Work on cold tolerance of EAB has been conducted in Minnesota and Ontario. Lab research in Ontario indicated the supercooling point of EAB was between -9.4°F and -15.5°F (-23°C and -26°C) whereas in Minnesota another lab study found 5% mortality at 0°F (-18°C), 34% at -10°F (-23°C), 79% at -20°F (-29°C) and 98% at -30°F (-34°C). It might seem that -20°F was fairly common this winter but think about the warm periods between the cold snaps and how much time it would take to cool down a log to that temperature. Even if there was 80% mortality competition would be reduced and EAB populations would rebound quickly.
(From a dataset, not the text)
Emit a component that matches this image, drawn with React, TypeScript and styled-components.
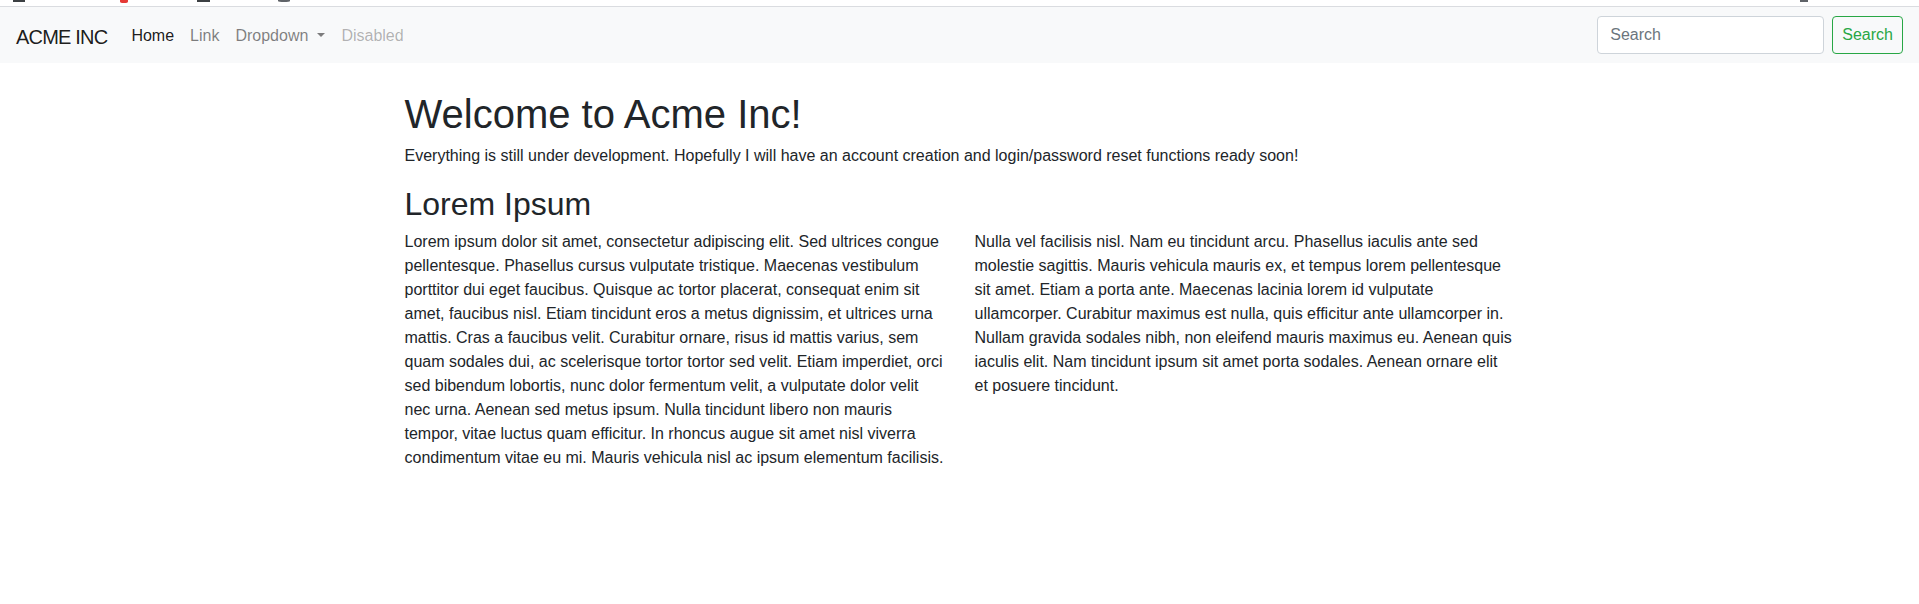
import React from "react";
import styled, { createGlobalStyle } from "styled-components";

const GlobalStyle = createGlobalStyle`
  *, *::before, *::after { box-sizing: border-box; }
  html, body { margin: 0; padding: 0; background: #fff; }
  body {
    font-family: "Segoe UI", "Liberation Sans", Arial, sans-serif;
    font-size: 16px;
    line-height: 1.5;
    color: #212529;
  }
`;

const TopStrip = styled.div`
  height: 7px;
  border-bottom: 1px solid #dadce0;
  display: flex;
  align-items: flex-start;
  overflow: hidden;
  background: #fff;
`;

const StripBit = styled.span<{ $w: number; $ml: number; $c: string; $h?: number; $round?: boolean }>`
  display: block;
  width: ${(p) => p.$w}px;
  height: ${(p) => p.$h ?? 2}px;
  margin-left: ${(p) => p.$ml}px;
  background: ${(p) => p.$c};
  border-radius: ${(p) => (p.$round ? "0 0 50% 50%" : "0")};
`;

const Navbar = styled.nav`
  height: 56px;
  background: #f8f9fa;
  padding: 8px 16px;
  display: flex;
  align-items: center;
`;

const Brand = styled.a`
  font-size: 20px;
  letter-spacing: -0.8px;
  line-height: 30px;
  padding: 7px 0 3px;
  margin-right: 16px;
  color: rgba(0, 0, 0, 0.9);
  text-decoration: none;
  white-space: nowrap;
`;

const NavList = styled.ul`
  display: flex;
  list-style: none;
  margin: 0;
  padding: 0;
  flex: 1;
`;

const NavLink = styled.a<{ $state?: "active" | "disabled" }>`
  display: flex;
  align-items: center;
  padding: 9px 8px 7px;
  line-height: 24px;
  text-decoration: none;
  white-space: nowrap;
  color: ${(p) =>
    p.$state === "active"
      ? "rgba(0,0,0,0.9)"
      : p.$state === "disabled"
      ? "rgba(0,0,0,0.3)"
      : "rgba(0,0,0,0.5)"};
`;

const Caret = styled.span`
  display: inline-block;
  margin-left: 9px;
  margin-top: -2px;
  width: 0;
  height: 0;
  border-top: 4px solid currentColor;
  border-left: 4px solid transparent;
  border-right: 4px solid transparent;
`;

const SearchForm = styled.form`
  display: flex;
  align-items: center;
`;

const SearchInput = styled.input`
  width: 227px;
  height: 38px;
  margin-right: 8px;
  padding: 6px 12px;
  font: inherit;
  font-size: 16px;
  color: #495057;
  background: #fff;
  border: 1px solid #ced4da;
  border-radius: 4px;
  outline: none;
  &::placeholder {
    color: #6c757d;
  }
`;

const OutlineButton = styled.button`
  height: 38px;
  padding: 0 9px;
  font: inherit;
  font-size: 16px;
  color: #28a745;
  background: transparent;
  border: 1px solid #28a745;
  border-radius: 4px;
`;

const Container = styled.main`
  max-width: 1140px;
  margin: 0 auto;
  padding: 27px 15px 0;
`;

const Title = styled.h1`
  font-size: 40px;
  font-weight: 400;
  line-height: 48px;
  margin: 0 0 6px;
`;

const Lead = styled.p`
  margin: 0 0 17px;
`;

const Subtitle = styled.h2`
  font-size: 32px;
  font-weight: 400;
  line-height: 38.4px;
  margin: 0 0 7px;
`;

const Row = styled.div`
  display: grid;
  grid-template-columns: 1fr 1fr;
  margin: 0 -15px;
`;

const Col = styled.p`
  margin: 0;
  padding: 0 15px;
`;

export default function App() {
  return (
    <>
      <GlobalStyle />
      <TopStrip>
        <StripBit $w={12} $ml={13} $c="#3c4043" />
        <StripBit $w={8} $ml={95} $c="#e53935" $h={3} $round />
        <StripBit $w={13} $ml={69} $c="#3c4043" />
        <StripBit $w={12} $ml={68} $c="#5f6368" $h={2} $round />
        <StripBit $w={8} $ml={1510} $c="#5f6368" />
      </TopStrip>
      <Navbar>
        <Brand href="#">ACME INC</Brand>
        <NavList>
          <li>
            <NavLink href="#" $state="active">Home</NavLink>
          </li>
          <li>
            <NavLink href="#">Link</NavLink>
          </li>
          <li>
            <NavLink href="#">
              Dropdown
              <Caret />
            </NavLink>
          </li>
          <li>
            <NavLink href="#" $state="disabled">Disabled</NavLink>
          </li>
        </NavList>
        <SearchForm onSubmit={(e) => e.preventDefault()}>
          <SearchInput type="search" placeholder="Search" aria-label="Search" />
          <OutlineButton type="submit">Search</OutlineButton>
        </SearchForm>
      </Navbar>
      <Container>
        <Title>Welcome to Acme Inc!</Title>
        <Lead>
          Everything is still under development. Hopefully I will have an account creation and
          login/password reset functions ready soon!
        </Lead>
        <Subtitle>Lorem Ipsum</Subtitle>
        <Row>
          <Col>
            Lorem ipsum dolor sit amet, consectetur adipiscing elit. Sed ultrices congue
            pellentesque. Phasellus cursus vulputate tristique. Maecenas vestibulum porttitor dui
            eget faucibus. Quisque ac tortor placerat, consequat enim sit amet, faucibus nisl.
            Etiam tincidunt eros a metus dignissim, et ultrices urna mattis. Cras a faucibus velit.
            Curabitur ornare, risus id mattis varius, sem quam sodales dui, ac scelerisque tortor
            tortor sed velit. Etiam imperdiet, orci sed bibendum lobortis, nunc dolor fermentum
            velit, a vulputate dolor velit nec urna. Aenean sed metus ipsum. Nulla tincidunt
            libero non mauris tempor, vitae luctus quam efficitur. In rhoncus augue sit amet nisl
            viverra condimentum vitae eu mi. Mauris vehicula nisl ac ipsum elementum facilisis.
          </Col>
          <Col>
            Nulla vel facilisis nisl. Nam eu tincidunt arcu. Phasellus iaculis ante sed molestie
            sagittis. Mauris vehicula mauris ex, et tempus lorem pellentesque sit amet. Etiam a
            porta ante. Maecenas lacinia lorem id vulputate ullamcorper. Curabitur maximus est
            nulla, quis efficitur ante ullamcorper in. Nullam gravida sodales nibh, non eleifend
            mauris maximus eu. Aenean quis iaculis elit. Nam tincidunt ipsum sit amet porta
            sodales. Aenean ornare elit et posuere tincidunt.
          </Col>
        </Row>
      </Container>
    </>
  );
}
EAB may even be developing cold tolerant populations but we don’t have the research to clearly demonstrate this is happening. The researchers in Minnesota also evaluated mortality in logs placed outside and found that there were still a few survivors where temperatures measured in the logs where EAB are found reached -33°F (-36°C) in Grand Rapids, MN. Looking at the map of cold temperatures in NY (Figure 2), it appears the only place there might be an impact would be in the high Adirondacks where there is not much ash. Remember, EAB is successfully killing untold numbers of trees near Moscow, Russia and its much colder there!
The take home message is that cold temperatures are not a “silver bullet” for controlling our invasive forest pests. We might have bought another year or two of relief with HWA but due to their reproductive prowess they will be back soon and maybe even stronger than before. EAB will be hardly phased by low temperatures in NY this year and very likely no time in the future. We must prepare for the arrival of these insects in order to mitigate their impacts and lay plans to preserve the genome of our threatened native ash and hemlock through seed collection and treatment of seed trees to keep them alive. We need to use this time wisely to conserve what we can of our native forests.
Figure 1. Current distribution of Hemlock Woolly Adelgid in New York State towns. Scott McDonnell, NYSDEC, Forest Health Unit.
Figure 2. Lowest temperatures recorded in the Northeast from January 2001 to February 2014 in degrees Fahrenheit. Northeast Regional Climate Center, Cornell University, Feb 2014.